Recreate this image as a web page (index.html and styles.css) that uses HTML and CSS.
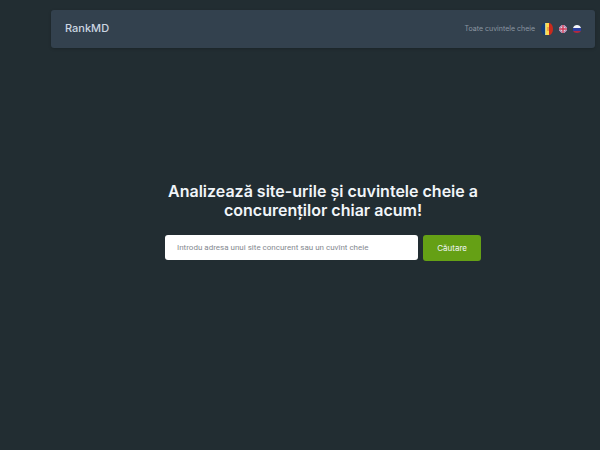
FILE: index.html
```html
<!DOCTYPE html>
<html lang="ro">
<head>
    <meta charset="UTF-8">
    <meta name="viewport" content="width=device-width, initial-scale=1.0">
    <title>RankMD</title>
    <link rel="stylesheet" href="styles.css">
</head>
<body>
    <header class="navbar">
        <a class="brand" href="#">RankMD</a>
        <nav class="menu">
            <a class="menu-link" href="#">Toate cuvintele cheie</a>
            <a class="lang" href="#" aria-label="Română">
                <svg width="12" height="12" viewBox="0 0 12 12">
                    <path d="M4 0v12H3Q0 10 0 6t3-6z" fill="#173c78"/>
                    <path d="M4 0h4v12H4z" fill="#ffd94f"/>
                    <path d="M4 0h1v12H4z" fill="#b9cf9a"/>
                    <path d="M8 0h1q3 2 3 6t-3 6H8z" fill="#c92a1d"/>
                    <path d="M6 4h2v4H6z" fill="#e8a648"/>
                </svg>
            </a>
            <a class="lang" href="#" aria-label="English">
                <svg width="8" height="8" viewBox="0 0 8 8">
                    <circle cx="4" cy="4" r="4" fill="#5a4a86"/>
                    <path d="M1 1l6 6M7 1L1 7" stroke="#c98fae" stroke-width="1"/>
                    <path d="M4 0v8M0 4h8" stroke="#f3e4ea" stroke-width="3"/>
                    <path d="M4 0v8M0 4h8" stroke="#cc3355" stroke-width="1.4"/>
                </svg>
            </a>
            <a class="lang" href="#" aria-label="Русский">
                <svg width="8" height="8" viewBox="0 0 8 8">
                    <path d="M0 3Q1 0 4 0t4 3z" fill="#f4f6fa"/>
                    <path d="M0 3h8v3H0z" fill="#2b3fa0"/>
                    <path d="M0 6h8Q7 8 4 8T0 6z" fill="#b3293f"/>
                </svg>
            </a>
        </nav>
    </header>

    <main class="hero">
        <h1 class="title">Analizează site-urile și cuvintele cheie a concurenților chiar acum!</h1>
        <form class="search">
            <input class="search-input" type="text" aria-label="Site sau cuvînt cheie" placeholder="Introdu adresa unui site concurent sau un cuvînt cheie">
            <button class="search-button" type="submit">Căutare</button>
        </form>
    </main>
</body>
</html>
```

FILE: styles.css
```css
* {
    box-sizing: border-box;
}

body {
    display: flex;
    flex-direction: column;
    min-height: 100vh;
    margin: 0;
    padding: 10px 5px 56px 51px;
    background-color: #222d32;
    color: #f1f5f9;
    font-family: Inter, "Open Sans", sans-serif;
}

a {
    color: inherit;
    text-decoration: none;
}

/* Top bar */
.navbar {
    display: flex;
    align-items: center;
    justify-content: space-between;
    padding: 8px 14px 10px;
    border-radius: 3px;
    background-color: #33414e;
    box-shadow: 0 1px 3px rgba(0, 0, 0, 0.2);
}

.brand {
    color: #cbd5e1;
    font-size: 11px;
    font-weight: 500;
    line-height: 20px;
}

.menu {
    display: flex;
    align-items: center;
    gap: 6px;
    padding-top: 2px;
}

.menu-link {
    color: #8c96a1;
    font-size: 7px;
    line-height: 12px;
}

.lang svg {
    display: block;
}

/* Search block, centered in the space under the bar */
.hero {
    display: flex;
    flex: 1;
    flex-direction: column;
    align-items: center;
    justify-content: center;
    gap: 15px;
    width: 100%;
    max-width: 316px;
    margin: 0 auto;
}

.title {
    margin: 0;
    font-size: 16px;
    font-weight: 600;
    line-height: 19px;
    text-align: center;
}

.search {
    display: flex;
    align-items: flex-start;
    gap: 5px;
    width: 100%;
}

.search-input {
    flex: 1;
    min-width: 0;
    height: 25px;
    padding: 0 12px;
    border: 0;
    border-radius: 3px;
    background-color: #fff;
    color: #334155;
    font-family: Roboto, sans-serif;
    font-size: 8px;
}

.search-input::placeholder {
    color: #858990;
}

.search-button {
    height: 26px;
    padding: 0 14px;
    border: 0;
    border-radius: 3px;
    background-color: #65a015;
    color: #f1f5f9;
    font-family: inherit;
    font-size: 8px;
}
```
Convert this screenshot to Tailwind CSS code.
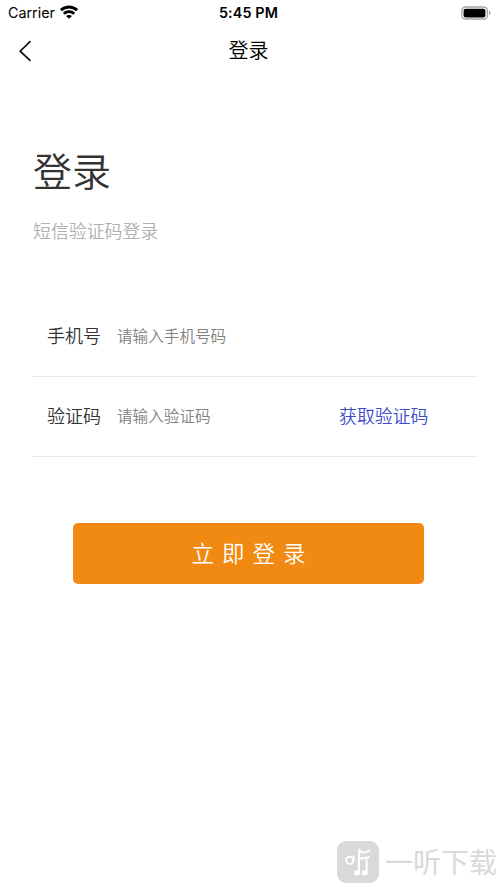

:: Instruction ::
Restate the whole of the material word for word without the pictures.

:: Problem solution ::
Recreate this image as a web page (index.html and styles.css) that uses HTML and CSS.
FILE: index.html
```html
<!DOCTYPE html>
<html lang="ro">
<head>
    <meta charset="UTF-8">
    <meta name="viewport" content="width=device-width, initial-scale=1.0">
    <title>RankMD</title>
    <link rel="stylesheet" href="styles.css">
</head>
<body>
    <header class="navbar">
        <a class="brand" href="#">RankMD</a>
        <nav class="menu">
            <a class="menu-link" href="#">Toate cuvintele cheie</a>
            <a class="lang" href="#" aria-label="Română">
                <svg width="12" height="12" viewBox="0 0 12 12">
                    <path d="M4 0v12H3Q0 10 0 6t3-6z" fill="#173c78"/>
                    <path d="M4 0h4v12H4z" fill="#ffd94f"/>
                    <path d="M4 0h1v12H4z" fill="#b9cf9a"/>
                    <path d="M8 0h1q3 2 3 6t-3 6H8z" fill="#c92a1d"/>
                    <path d="M6 4h2v4H6z" fill="#e8a648"/>
                </svg>
            </a>
            <a class="lang" href="#" aria-label="English">
                <svg width="8" height="8" viewBox="0 0 8 8">
                    <circle cx="4" cy="4" r="4" fill="#5a4a86"/>
                    <path d="M1 1l6 6M7 1L1 7" stroke="#c98fae" stroke-width="1"/>
                    <path d="M4 0v8M0 4h8" stroke="#f3e4ea" stroke-width="3"/>
                    <path d="M4 0v8M0 4h8" stroke="#cc3355" stroke-width="1.4"/>
                </svg>
            </a>
            <a class="lang" href="#" aria-label="Русский">
                <svg width="8" height="8" viewBox="0 0 8 8">
                    <path d="M0 3Q1 0 4 0t4 3z" fill="#f4f6fa"/>
                    <path d="M0 3h8v3H0z" fill="#2b3fa0"/>
                    <path d="M0 6h8Q7 8 4 8T0 6z" fill="#b3293f"/>
                </svg>
            </a>
        </nav>
    </header>

    <main class="hero">
        <h1 class="title">Analizează site-urile și cuvintele cheie a concurenților chiar acum!</h1>
        <form class="search">
            <input class="search-input" type="text" aria-label="Site sau cuvînt cheie" placeholder="Introdu adresa unui site concurent sau un cuvînt cheie">
            <button class="search-button" type="submit">Căutare</button>
        </form>
    </main>
</body>
</html>
```

FILE: styles.css
```css
* {
    box-sizing: border-box;
}

body {
    display: flex;
    flex-direction: column;
    min-height: 100vh;
    margin: 0;
    padding: 10px 5px 56px 51px;
    background-color: #222d32;
    color: #f1f5f9;
    font-family: Inter, "Open Sans", sans-serif;
}

a {
    color: inherit;
    text-decoration: none;
}

/* Top bar */
.navbar {
    display: flex;
    align-items: center;
    justify-content: space-between;
    padding: 8px 14px 10px;
    border-radius: 3px;
    background-color: #33414e;
    box-shadow: 0 1px 3px rgba(0, 0, 0, 0.2);
}

.brand {
    color: #cbd5e1;
    font-size: 11px;
    font-weight: 500;
    line-height: 20px;
}

.menu {
    display: flex;
    align-items: center;
    gap: 6px;
    padding-top: 2px;
}

.menu-link {
    color: #8c96a1;
    font-size: 7px;
    line-height: 12px;
}

.lang svg {
    display: block;
}

/* Search block, centered in the space under the bar */
.hero {
    display: flex;
    flex: 1;
    flex-direction: column;
    align-items: center;
    justify-content: center;
    gap: 15px;
    width: 100%;
    max-width: 316px;
    margin: 0 auto;
}

.title {
    margin: 0;
    font-size: 16px;
    font-weight: 600;
    line-height: 19px;
    text-align: center;
}

.search {
    display: flex;
    align-items: flex-start;
    gap: 5px;
    width: 100%;
}

.search-input {
    flex: 1;
    min-width: 0;
    height: 25px;
    padding: 0 12px;
    border: 0;
    border-radius: 3px;
    background-color: #fff;
    color: #334155;
    font-family: Roboto, sans-serif;
    font-size: 8px;
}

.search-input::placeholder {
    color: #858990;
}

.search-button {
    height: 26px;
    padding: 0 14px;
    border: 0;
    border-radius: 3px;
    background-color: #65a015;
    color: #f1f5f9;
    font-family: inherit;
    font-size: 8px;
}
```
Convert this screenshot to Tailwind CSS code.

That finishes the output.